Archive for the ‘Miscellaneous’ Category

The Invisible Artist

Wednesday, November 18th, 2009

Liu Bolin is protesting the government shutdown of his art studio by painting himself invisible into the landscape.

Liu Bolin is invisible

His art is wonderful on many levels, but the metaphor for his protest is clear. Art and design students can learn much from how his deliberate blurring of the lines between figure and ground produces interest and novelty. Liu’s work succeeds on many levels, but most notably in the way that it evokes at the same time delight and sympathy; something very difficult to achieve.

via

TSTC Web Curriculum Committee

Thursday, November 12th, 2009

Last Friday I traveled to Waco, TX to the campus of the Texas State Technical College for the annual meeting of the Web Design & Development Advisory Committee. This was the second time in 3 years that I’ve been able to attend and it was great to see everyone again and to make some new friends.

My gift from the Web Club

My gift from the TSTC Web Club: a t-shirt from their recent campus fundraiser
Nerf-gun game, Humans vs. Zombies. Thanks guys!

TSTC is taking quite a conscientious approach to their curriculum and working to ensure the best, most relevant instruction for their students by engaging professionals from around the state. In fact they’re reaching out beyond the borders of the state of Texas, as for instance Chris Mills joined us via Skype from Manchester in the UK. By learning what professionals and agency owners are doing today, preparing to do tomorrow, and what we’re looking for when we hire, TSTC can more appropriately shape what they’re teaching. It’s a good plan.

I like the fact that our advisory committee does more than just offer gentle suggestions or general guidance; we’re helping to make the real decisions. Our recommendations are immediately translated into specific agendas and specific curriculum offerings, are voted on, and then incorporated into the schedule that will be submitted to the state board. Our responsibilities are tangible, which prevents the typical malady of committees: ineffectuality.

So, thanks to Bob Simonette and the faculty and students in the TSTC web department.
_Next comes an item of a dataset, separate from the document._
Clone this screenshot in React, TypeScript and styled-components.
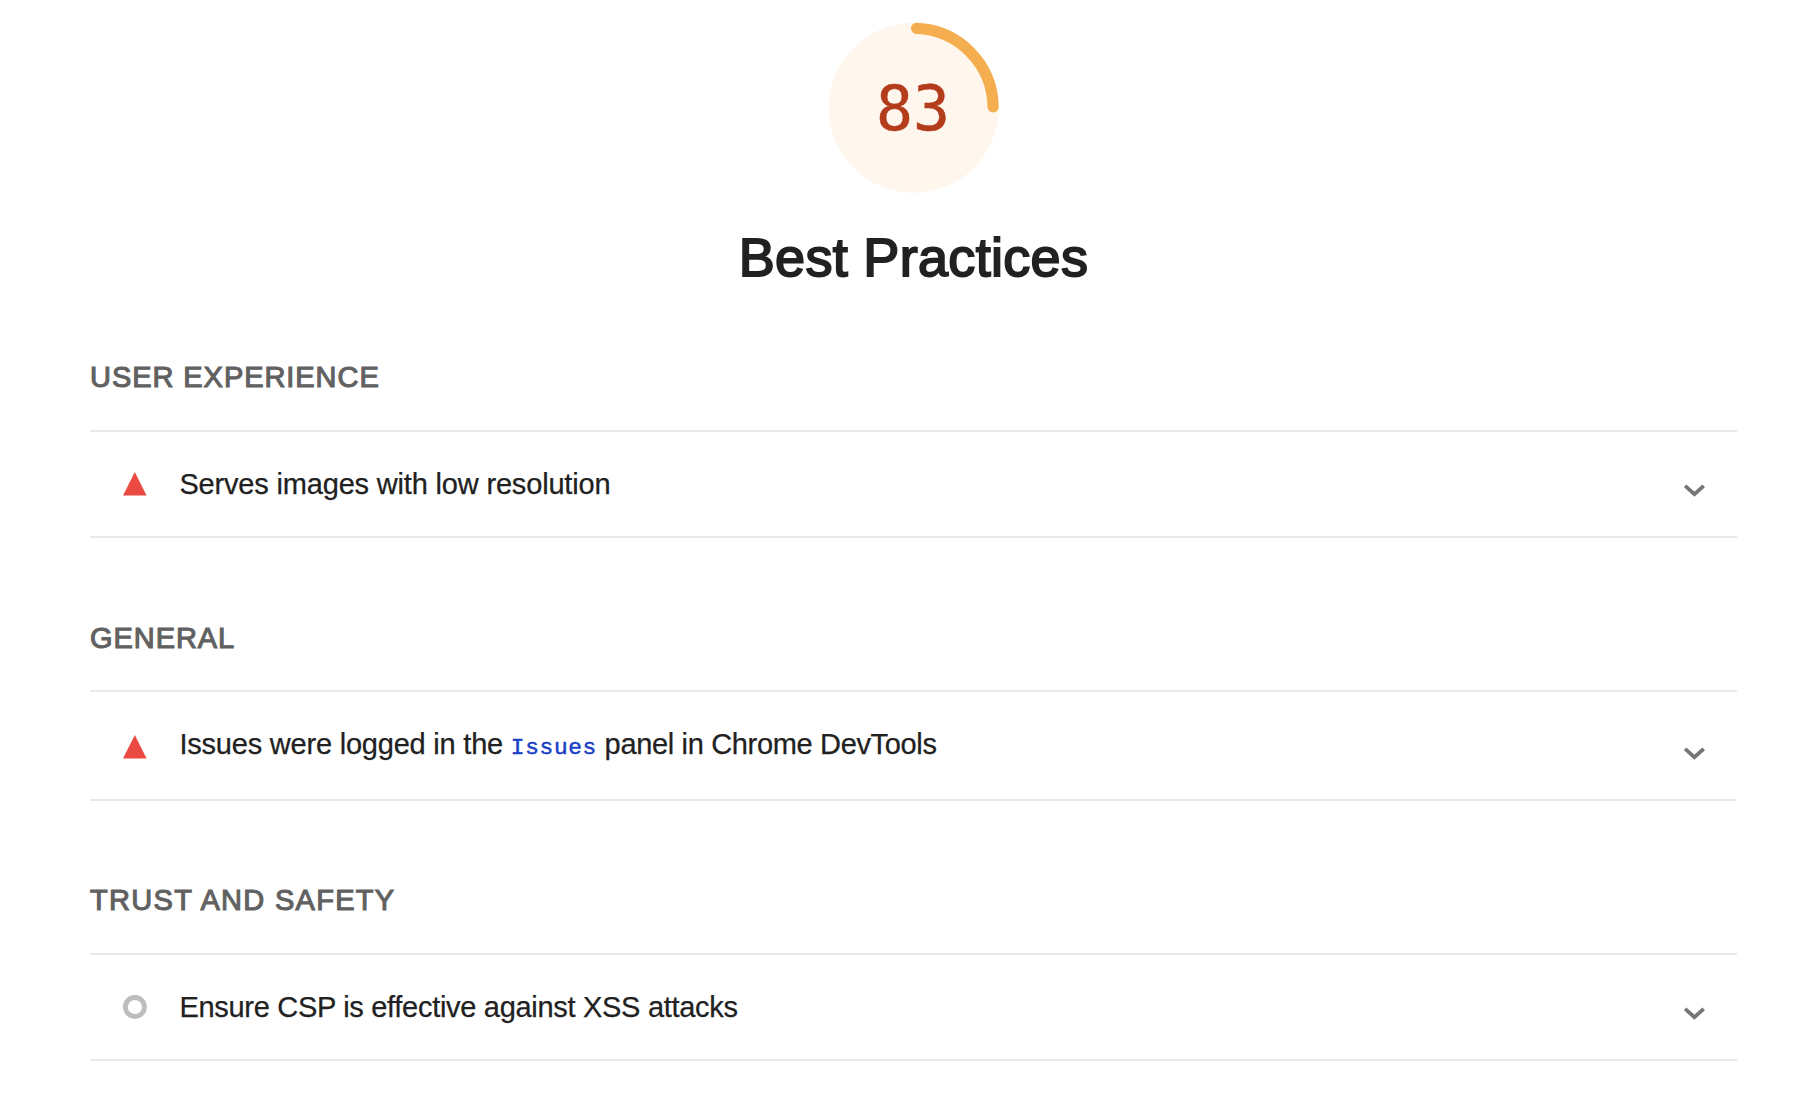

It’s encouraging to see what you’re doing with higher education. I dig what you’re doing and I look forward to working with you in the coming months. Now …if we can only do something about your website…

A Visit From Matt

Monday, October 12th, 2009

Last Wednesday the Texas Unit office had the pleasure of a visit from Matt Weinberg of Vector Media Group. Jetting his way toward a vacation, he stopped off for the day to hang with us and we took full advantage of the occasion to goof off for the whole day. We’ve been working with Matt for a couple years, but we’d never met each other in-person. It was about time

Unit Boys and Matt

Above: Nathan, R.A., Matt, Andy

Food and games featured prominently in the day’s activities. After some interesting and serious design profession discussion and a lunch of juicy burgers from Kelly’s, we opened up a can-o-whupass teaching Matt how to play Unitball. Our crew swept all 3 games (with Nathan winning 1 and me winning 2). We just figure that Yankee web developer people (he’s from NY, you know) must do a lot more work and a lot less serious playing around than us Texas folk.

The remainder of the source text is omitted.